Vitória de Pirro
Pedro J. Bondaczuk
A “vitória” do presidente
russo, Boris Yeltsin, sobre os ultranacionalistas e sobre os
comunistas, esta semana, em Moscou, quando tanques, canhões e tropas
do Exército esmagaram a rebelião de seus opositores, pode se
transformar, a médio prazo, no seu fim político.
Episódios como esse tendem a
deixar profundas seqüelas de ressentimentos nos vencidos e a
assustar os aliados. É verdade que o atual líder do Cremlin não
pode ser acusado de ter dado o primeiro tiro. Negociou o quanto pôde,
embora as negociações tenham sido feitas sem aquele espírito
aberto de quem procura uma solução duradoura, que a deveria ter
caracterizado.
Ambas as partes mostraram-se
intransigentes em determinados pontos. Os deputados conservadores
(herança maldita da extinta União Soviética) desafiaram
ostensivamente a autoridade de Yeltsin, primeiro presidente
livremente eleito em toda a milenar história do país, através do
voto livre, universal e secreto, em eleições multipartidárias.
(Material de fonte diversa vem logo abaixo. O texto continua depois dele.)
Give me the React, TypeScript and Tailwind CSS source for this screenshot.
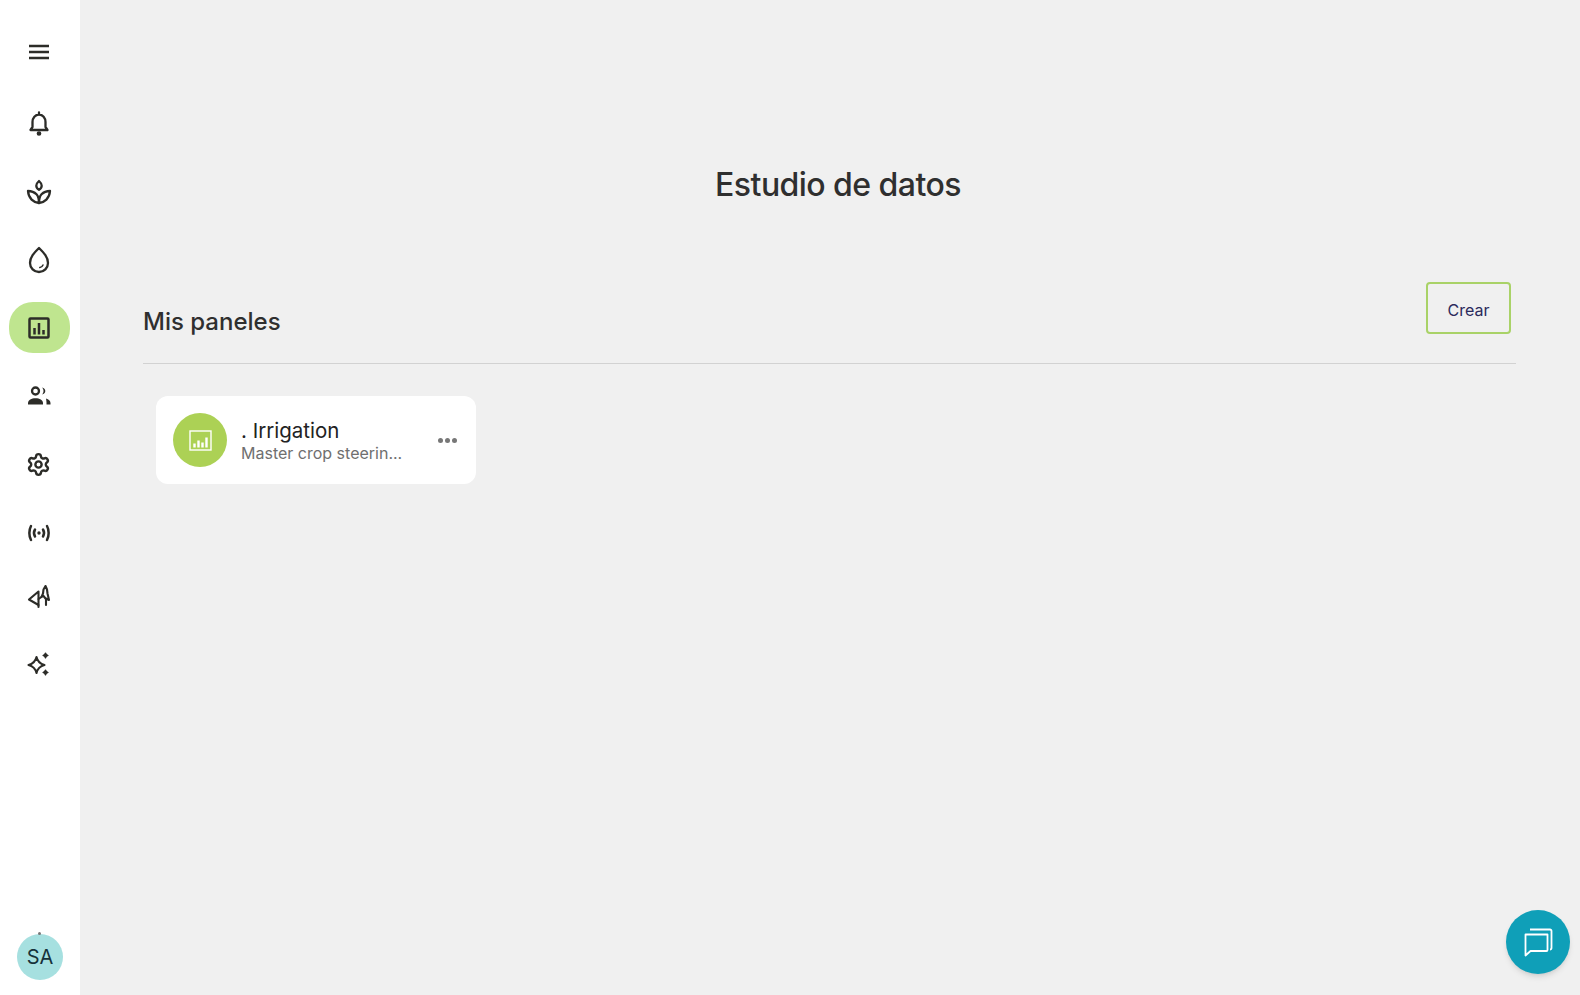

Contestaram a sua legitimidade, entregando a “Presidência” do
país ao vice, o general Alexandre Rustkoi que, pelo visto, “não é
flor que se cheire”.
Tão logo o Parlamento foi
dissolvido, depois de prolongado e desgastante confronto entre os
dois poderes, os parlamentares entrincheiraram-se no interior da Casa
Branca de Moscou, a sede do Legislativo, e juraram sair dali somente
quando o adversário renunciasse, ou então mortos. Durante as
negociações, exigiam a revogação do decreto que determinou o
fechamento do Legislativo.
Yeltsin, por seu turno,
recusou-se a negociar a realização de eleições simultâneas no
país, que seriam uma solução de meio-termo para a crise.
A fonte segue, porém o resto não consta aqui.